2011-03-25 Thread Glynn Clements

Johannes Radinger wrote:

> I opend the script with text wrangler and there were indeed
> mac line endings. So I saved it with unix line endings and
> now it seems to work. Maybe GRASS should be able to handle 
> line endings from various platforms if that is possible...

1. The terminator for the #! line must be a bare LF character ('\n',
'\x0a', decimal 10). This is dealt with by the OS; there isn't
anything that GRASS can do about it. The interpreter for a script is
everything following the #! up to the first LF.

2. The MacOS X line terminator is LF, the same as Unix. MacOS 9 and
earlier used CR ('\r', '\x0d', decimal 13).
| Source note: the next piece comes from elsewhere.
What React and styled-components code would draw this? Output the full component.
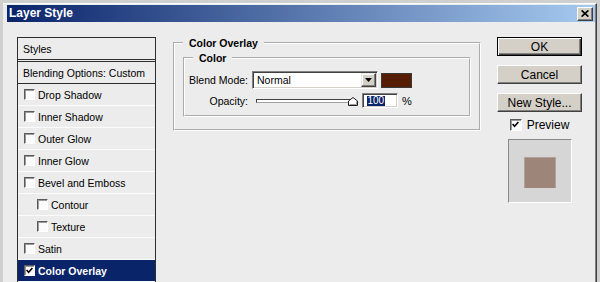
import React from 'react';
import styled, { createGlobalStyle } from 'styled-components';

const GlobalStyle = createGlobalStyle`
  html, body {
    margin: 0;
    padding: 0;
    background: #cfcfcf;
  }
  body {
    font-family: "Liberation Sans", Arial, sans-serif;
    overflow: hidden;
  }
`;

const Window = styled.div`
  margin: 3px 3px 0 3px;
  height: 279px;
  box-sizing: border-box;
  background: #ececec;
  border-top: 1px solid #ffffff;
  border-right: 1px solid #404040;
  box-shadow: inset -1px 0 0 #808080;
  padding-top: 1px;
  overflow: hidden;
  display: flex;
  flex-direction: column;
`;

const TitleBar = styled.div`
  margin: 0 1px 0 4px;
  height: 17px;
  flex-shrink: 0;
  display: flex;
  align-items: center;
  justify-content: space-between;
  background: linear-gradient(to right, #0a246a, #a6caf0);
`;

const TitleText = styled.span`
  padding-left: 2px;
  color: #ffffff;
  font-size: 12px;
  font-weight: bold;
  line-height: 17px;
`;

const CloseButton = styled.div`
  width: 16px;
  height: 14px;
  margin-right: 2px;
  box-sizing: border-box;
  background: #d4d0c8;
  border: 1px solid;
  border-color: #ffffff #404040 #404040 #ffffff;
  box-shadow: inset -1px -1px 0 #808080;
  display: flex;
  align-items: center;
  justify-content: center;
`;

const Body = styled.div`
  flex: 1;
  display: flex;
  align-items: flex-start;
  padding: 15px 0 0 14px;
`;

const StylesList = styled.div`
  width: 139px;
  height: 260px;
  flex-shrink: 0;
  box-sizing: border-box;
  border: 1px solid #2e2e2e;
  font-size: 10.5px;
  color: #000000;
`;

const HeaderRow = styled.div`
  height: 21px;
  padding-left: 5px;
  display: flex;
  align-items: center;
  border-bottom: 3px double #2e2e2e;
`;

const BlendRow = styled.div`
  height: 21px;
  padding-left: 5px;
  display: flex;
  align-items: center;
  border-bottom: 1px solid #2e2e2e;
`;

const StyleRow = styled.div`
  height: 21px;
  padding-left: ${(p) => (p.$indent ? 19 : 6)}px;
  display: flex;
  align-items: center;
  gap: 3px;
  border-bottom: 1px solid #fbfbfb;
  background: ${(p) => (p.$selected ? '#0a246a' : 'transparent')};
  color: ${(p) => (p.$selected ? '#ffffff' : '#000000')};
  font-weight: ${(p) => (p.$selected ? 'bold' : 'normal')};
`;

const Box = styled.span`
  width: ${(p) => p.$size}px;
  height: ${(p) => p.$size}px;
  flex-shrink: 0;
  box-sizing: border-box;
  background: #fbfbfb;
  border: 1px solid;
  border-color: #5a5a5a #ffffff #ffffff #5a5a5a;
  box-shadow: inset 1px 1px 0 #9a9a9a;
  display: flex;
  align-items: center;
  justify-content: center;
`;

const Check = ({ checked, size = 11 }) => (
  <Box $size={size}>
    {checked && (
      <svg width="7" height="7" viewBox="0 0 7 7">
        <path d="M0.6 3 L2.6 5.2 L6.4 1" fill="none" stroke="#000" strokeWidth="1.6" />
      </svg>
    )}
  </Box>
);

const Group = styled.fieldset`
  margin: 0;
  min-inline-size: 0;
  box-sizing: border-box;
  width: ${(p) => p.$width}px;
  padding: ${(p) => p.$pad};
  border: 2px groove #ffffff;
  flex-shrink: 0;
`;

const PanelGroup = styled(Group)`
  margin-left: 17px;
`;

const Legend = styled.legend`
  margin-left: ${(p) => p.$shift || 0}px;
  padding: 1px 6px 0;
  font-size: 10.5px;
  font-weight: bold;
  line-height: 11px;
  color: #000000;
`;

const Fields = styled.div`
  display: grid;
  grid-template-columns: 57px 1fr;
  column-gap: 4px;
  row-gap: 4px;
  align-items: center;
  font-size: 10.5px;
  color: #000000;
`;

const Label = styled.span`
  justify-self: end;
  white-space: nowrap;
`;

const Line = styled.div`
  display: flex;
  align-items: center;
  height: ${(p) => p.$h}px;
`;

const Select = styled.div`
  width: 126px;
  height: 18px;
  box-sizing: border-box;
  background: #ffffff;
  border: 1px solid;
  border-color: #808080 #ffffff #ffffff #808080;
  box-shadow: inset 1px 1px 0 #404040, inset -1px -1px 0 #d4d0c8;
  padding: 1px;
  display: flex;
  align-items: center;
`;

const SelectText = styled.span`
  flex: 1;
  padding-left: 3px;
`;

const DropButton = styled.span`
  width: 15px;
  height: 14px;
  box-sizing: border-box;
  background: #d4d0c8;
  border: 1px solid;
  border-color: #e8e8e8 #404040 #404040 #e8e8e8;
  box-shadow: inset -1px -1px 0 #808080, inset 1px 1px 0 #ffffff;
  display: flex;
  align-items: center;
  justify-content: center;
`;

const Swatch = styled.span`
  width: 31px;
  height: 15px;
  margin-left: 3px;
  box-sizing: border-box;
  background: #561d00;
  border: 1px solid #3a3a3a;
`;

const Slider = styled.div`
  position: relative;
  width: 106px;
  height: 15px;
  display: flex;
  align-items: center;
`;

const Track = styled.div`
  flex: 1;
  margin: 0 6px 0 4px;
  height: 4px;
  box-sizing: border-box;
  background: #ffffff;
  border: 1px solid;
  border-color: #404040 #a0a0a0 #a0a0a0 #404040;
`;

const Thumb = styled.svg`
  position: absolute;
  right: 0;
  top: 4px;
`;

const NumberInput = styled.div`
  width: 36px;
  height: 15px;
  margin-left: 4px;
  box-sizing: border-box;
  background: #ffffff;
  border: 1px solid;
  border-color: #808080 #ffffff #ffffff #808080;
  box-shadow: inset 1px 1px 0 #404040, inset -1px -1px 0 #d4d0c8;
  padding-left: 4px;
  display: flex;
  align-items: center;
`;

const Selected = styled.span`
  background: #0a246a;
  color: #ffffff;
  font-size: 10px;
  line-height: 10px;
  padding: 0 0.5px;
`;

const Percent = styled.span`
  margin-left: 4px;
  font-size: 11px;
`;

const ButtonColumn = styled.div`
  width: 85px;
  margin-left: 16px;
  flex-shrink: 0;
  display: flex;
  flex-direction: column;
  align-items: center;
`;

const PushButton = styled.div`
  width: 85px;
  height: 19px;
  margin-bottom: 9px;
  box-sizing: border-box;
  background: #d4d0c8;
  border: 1px solid;
  border-color: ${(p) => (p.$default ? '#000000' : '#ffffff #404040 #404040 #ffffff')};
  box-shadow: ${(p) =>
    p.$default
      ? 'inset 1px 1px 0 #ffffff, inset -1px -1px 0 #404040, inset -2px -2px 0 #808080'
      : 'inset -1px -1px 0 #808080'};
  display: flex;
  align-items: center;
  justify-content: center;
  font-size: 12px;
  color: #000000;
`;

const PreviewRow = styled.div`
  margin-top: -3px;
  height: 13px;
  display: flex;
  align-items: center;
  gap: 5px;
  font-size: 12px;
  color: #000000;
`;

const PreviewBox = styled.div`
  margin-top: 8px;
  width: 64px;
  height: 64px;
  box-sizing: border-box;
  background: #d6d6d6;
  border: 1px solid;
  border-color: #8a8a8a #ffffff #ffffff #8a8a8a;
  display: flex;
  align-items: center;
  justify-content: center;
`;

const PreviewSwatch = styled.div`
  width: 32px;
  height: 31px;
  margin-top: 2px;
  box-sizing: border-box;
  background: #9d8579;
  border: 1px solid #b2a198;
  border-bottom-color: #9d8579;
`;

const styles = [
  { name: 'Drop Shadow' },
  { name: 'Inner Shadow' },
  { name: 'Outer Glow' },
  { name: 'Inner Glow' },
  { name: 'Bevel and Emboss' },
  { name: 'Contour', indent: true },
  { name: 'Texture', indent: true },
  { name: 'Satin' },
  { name: 'Color Overlay', selected: true },
];

const App = () => (
  <>
    <GlobalStyle />
    <Window>
      <TitleBar>
        <TitleText>Layer Style</TitleText>
        <CloseButton>
          <svg width="8" height="7" viewBox="0 0 8 7">
            <path d="M0.6 0.4 L7.4 6.6 M7.4 0.4 L0.6 6.6" stroke="#000" strokeWidth="1.7" />
          </svg>
        </CloseButton>
      </TitleBar>
      <Body>
        <StylesList>
          <HeaderRow>Styles</HeaderRow>
          <BlendRow>Blending Options: Custom</BlendRow>
          {styles.map((s) => (
            <StyleRow key={s.name} $indent={s.indent} $selected={s.selected}>
              <Check checked={s.selected} />
              {s.name}
            </StyleRow>
          ))}
        </StylesList>

        <PanelGroup $width={308} $pad="3px 8px 12px 8px">
          <Legend>Color Overlay</Legend>
          <Group $width={288} $pad="7px 8px 7px 6px">
            <Legend $shift={2}>Color</Legend>
            <Fields>
              <Label>Blend Mode:</Label>
              <Line $h={18}>
                <Select>
                  <SelectText>Normal</SelectText>
                  <DropButton>
                    <svg width="7" height="4" viewBox="0 0 7 4">
                      <polygon points="0,0 7,0 3.5,4" fill="#000" />
                    </svg>
                  </DropButton>
                </Select>
                <Swatch />
              </Line>
              <Label>Opacity:</Label>
              <Line $h={15}>
                <Slider>
                  <Track />
                  <Thumb width="10" height="9" viewBox="0 0 10 9">
                    <polygon points="0.5,4 5,0.5 9.5,4 9.5,8.5 0.5,8.5" fill="#fff" stroke="#1e1e1e" />
                    <polyline points="8.5,4.4 8.5,7.5 1.5,7.5" fill="none" stroke="#9a9a9a" />
                  </Thumb>
                </Slider>
                <NumberInput>
                  <Selected>100</Selected>
                </NumberInput>
                <Percent>%</Percent>
              </Line>
            </Fields>
          </Group>
        </PanelGroup>

        <ButtonColumn>
          <PushButton $default>OK</PushButton>
          <PushButton>Cancel</PushButton>
          <PushButton>New Style...</PushButton>
          <PreviewRow>
            <Check checked size={12} />
            Preview
          </PreviewRow>
          <PreviewBox>
            <PreviewSwatch />
          </PreviewBox>
        </ButtonColumn>
      </Body>
    </Window>
  </>
);

export default App;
This is one of the many
things which changed between MacOS 9 and MacOS X.

3. Supporting bare CR characters as line terminators is awkward, as
the code cannot use standard library functions such as fgets(). 
Supporting CRLF (DOS/Windows format) is somewhat easier, as fgets()
treats the LF as a line break, and the trailing CR is considered
whitespace by most C functions (scanf, isspace, etc).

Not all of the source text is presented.